### Exercise description
Give the material once more, word for word, without any images.

### Raw data
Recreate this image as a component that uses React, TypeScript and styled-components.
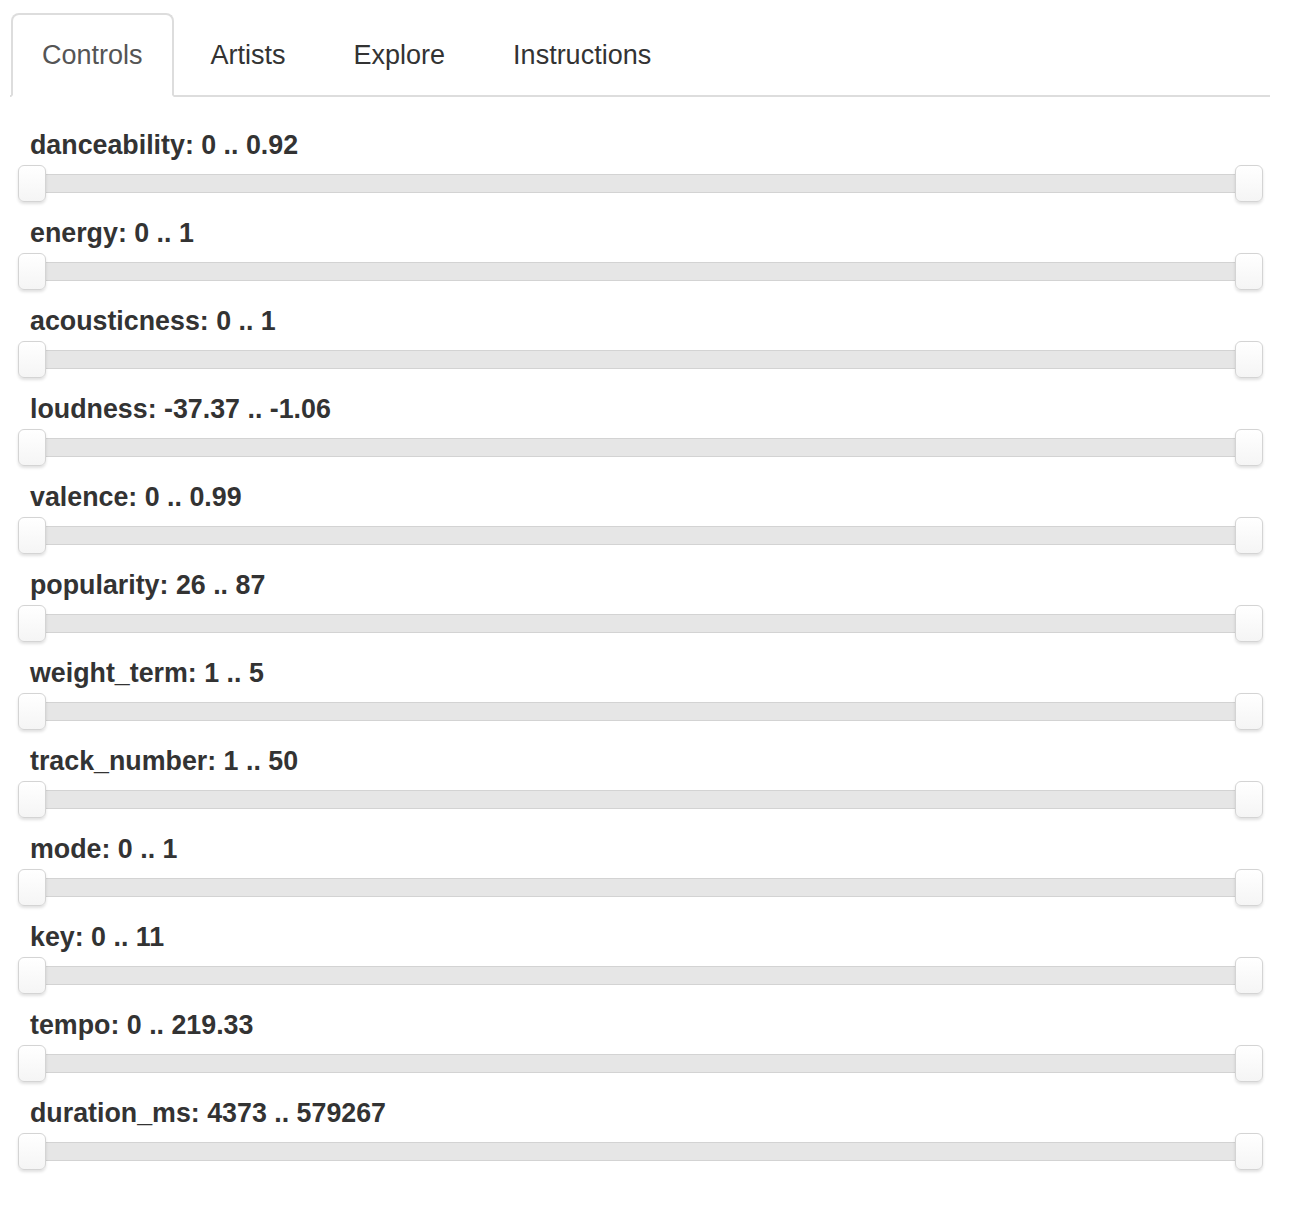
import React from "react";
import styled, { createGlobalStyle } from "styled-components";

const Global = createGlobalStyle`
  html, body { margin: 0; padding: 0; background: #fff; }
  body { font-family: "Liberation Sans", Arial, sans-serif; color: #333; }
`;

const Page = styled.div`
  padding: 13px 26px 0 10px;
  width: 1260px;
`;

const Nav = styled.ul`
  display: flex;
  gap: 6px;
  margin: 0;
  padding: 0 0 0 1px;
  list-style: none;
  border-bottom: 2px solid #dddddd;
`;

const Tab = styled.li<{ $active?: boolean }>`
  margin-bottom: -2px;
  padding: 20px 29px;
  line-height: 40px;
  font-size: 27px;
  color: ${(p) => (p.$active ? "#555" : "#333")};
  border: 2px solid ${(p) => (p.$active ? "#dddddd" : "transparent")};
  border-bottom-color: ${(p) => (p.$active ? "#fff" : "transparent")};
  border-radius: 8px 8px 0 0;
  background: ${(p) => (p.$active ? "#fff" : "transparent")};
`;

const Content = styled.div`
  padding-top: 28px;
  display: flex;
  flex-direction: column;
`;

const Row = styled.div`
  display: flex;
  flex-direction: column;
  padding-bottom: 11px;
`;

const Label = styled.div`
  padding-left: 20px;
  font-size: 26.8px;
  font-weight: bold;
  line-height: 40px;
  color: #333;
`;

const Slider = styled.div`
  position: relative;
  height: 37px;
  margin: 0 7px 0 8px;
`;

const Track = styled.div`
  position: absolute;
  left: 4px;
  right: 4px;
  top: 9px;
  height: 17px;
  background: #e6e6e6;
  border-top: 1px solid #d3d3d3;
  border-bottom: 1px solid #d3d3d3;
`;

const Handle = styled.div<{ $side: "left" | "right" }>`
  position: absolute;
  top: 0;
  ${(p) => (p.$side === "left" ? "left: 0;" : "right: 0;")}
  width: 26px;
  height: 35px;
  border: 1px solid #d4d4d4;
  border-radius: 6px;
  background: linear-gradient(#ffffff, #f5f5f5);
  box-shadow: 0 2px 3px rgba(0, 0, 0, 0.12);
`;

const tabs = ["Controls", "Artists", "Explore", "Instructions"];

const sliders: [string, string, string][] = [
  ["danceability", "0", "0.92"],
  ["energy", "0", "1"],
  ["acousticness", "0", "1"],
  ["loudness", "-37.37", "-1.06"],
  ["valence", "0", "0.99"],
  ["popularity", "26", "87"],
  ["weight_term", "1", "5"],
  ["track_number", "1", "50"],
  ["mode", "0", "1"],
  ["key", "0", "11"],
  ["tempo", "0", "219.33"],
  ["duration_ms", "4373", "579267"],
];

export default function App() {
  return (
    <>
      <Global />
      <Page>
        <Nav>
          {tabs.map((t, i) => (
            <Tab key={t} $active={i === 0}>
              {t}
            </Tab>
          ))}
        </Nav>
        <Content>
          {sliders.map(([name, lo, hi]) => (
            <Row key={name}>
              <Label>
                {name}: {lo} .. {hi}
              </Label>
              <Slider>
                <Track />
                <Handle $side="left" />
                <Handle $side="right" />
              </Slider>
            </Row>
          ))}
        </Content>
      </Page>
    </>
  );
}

### The response
Recreate this image as a component that uses React, TypeScript and styled-components.
import React from "react";
import styled, { createGlobalStyle } from "styled-components";

const Global = createGlobalStyle`
  html, body { margin: 0; padding: 0; background: #fff; }
  body { font-family: "Liberation Sans", Arial, sans-serif; color: #333; }
`;

const Page = styled.div`
  padding: 13px 26px 0 10px;
  width: 1260px;
`;

const Nav = styled.ul`
  display: flex;
  gap: 6px;
  margin: 0;
  padding: 0 0 0 1px;
  list-style: none;
  border-bottom: 2px solid #dddddd;
`;

const Tab = styled.li<{ $active?: boolean }>`
  margin-bottom: -2px;
  padding: 20px 29px;
  line-height: 40px;
  font-size: 27px;
  color: ${(p) => (p.$active ? "#555" : "#333")};
  border: 2px solid ${(p) => (p.$active ? "#dddddd" : "transparent")};
  border-bottom-color: ${(p) => (p.$active ? "#fff" : "transparent")};
  border-radius: 8px 8px 0 0;
  background: ${(p) => (p.$active ? "#fff" : "transparent")};
`;

const Content = styled.div`
  padding-top: 28px;
  display: flex;
  flex-direction: column;
`;

const Row = styled.div`
  display: flex;
  flex-direction: column;
  padding-bottom: 11px;
`;

const Label = styled.div`
  padding-left: 20px;
  font-size: 26.8px;
  font-weight: bold;
  line-height: 40px;
  color: #333;
`;

const Slider = styled.div`
  position: relative;
  height: 37px;
  margin: 0 7px 0 8px;
`;

const Track = styled.div`
  position: absolute;
  left: 4px;
  right: 4px;
  top: 9px;
  height: 17px;
  background: #e6e6e6;
  border-top: 1px solid #d3d3d3;
  border-bottom: 1px solid #d3d3d3;
`;

const Handle = styled.div<{ $side: "left" | "right" }>`
  position: absolute;
  top: 0;
  ${(p) => (p.$side === "left" ? "left: 0;" : "right: 0;")}
  width: 26px;
  height: 35px;
  border: 1px solid #d4d4d4;
  border-radius: 6px;
  background: linear-gradient(#ffffff, #f5f5f5);
  box-shadow: 0 2px 3px rgba(0, 0, 0, 0.12);
`;

const tabs = ["Controls", "Artists", "Explore", "Instructions"];

const sliders: [string, string, string][] = [
  ["danceability", "0", "0.92"],
  ["energy", "0", "1"],
  ["acousticness", "0", "1"],
  ["loudness", "-37.37", "-1.06"],
  ["valence", "0", "0.99"],
  ["popularity", "26", "87"],
  ["weight_term", "1", "5"],
  ["track_number", "1", "50"],
  ["mode", "0", "1"],
  ["key", "0", "11"],
  ["tempo", "0", "219.33"],
  ["duration_ms", "4373", "579267"],
];

export default function App() {
  return (
    <>
      <Global />
      <Page>
        <Nav>
          {tabs.map((t, i) => (
            <Tab key={t} $active={i === 0}>
              {t}
            </Tab>
          ))}
        </Nav>
        <Content>
          {sliders.map(([name, lo, hi]) => (
            <Row key={name}>
              <Label>
                {name}: {lo} .. {hi}
              </Label>
              <Slider>
                <Track />
                <Handle $side="left" />
                <Handle $side="right" />
              </Slider>
            </Row>
          ))}
        </Content>
      </Page>
    </>
  );
}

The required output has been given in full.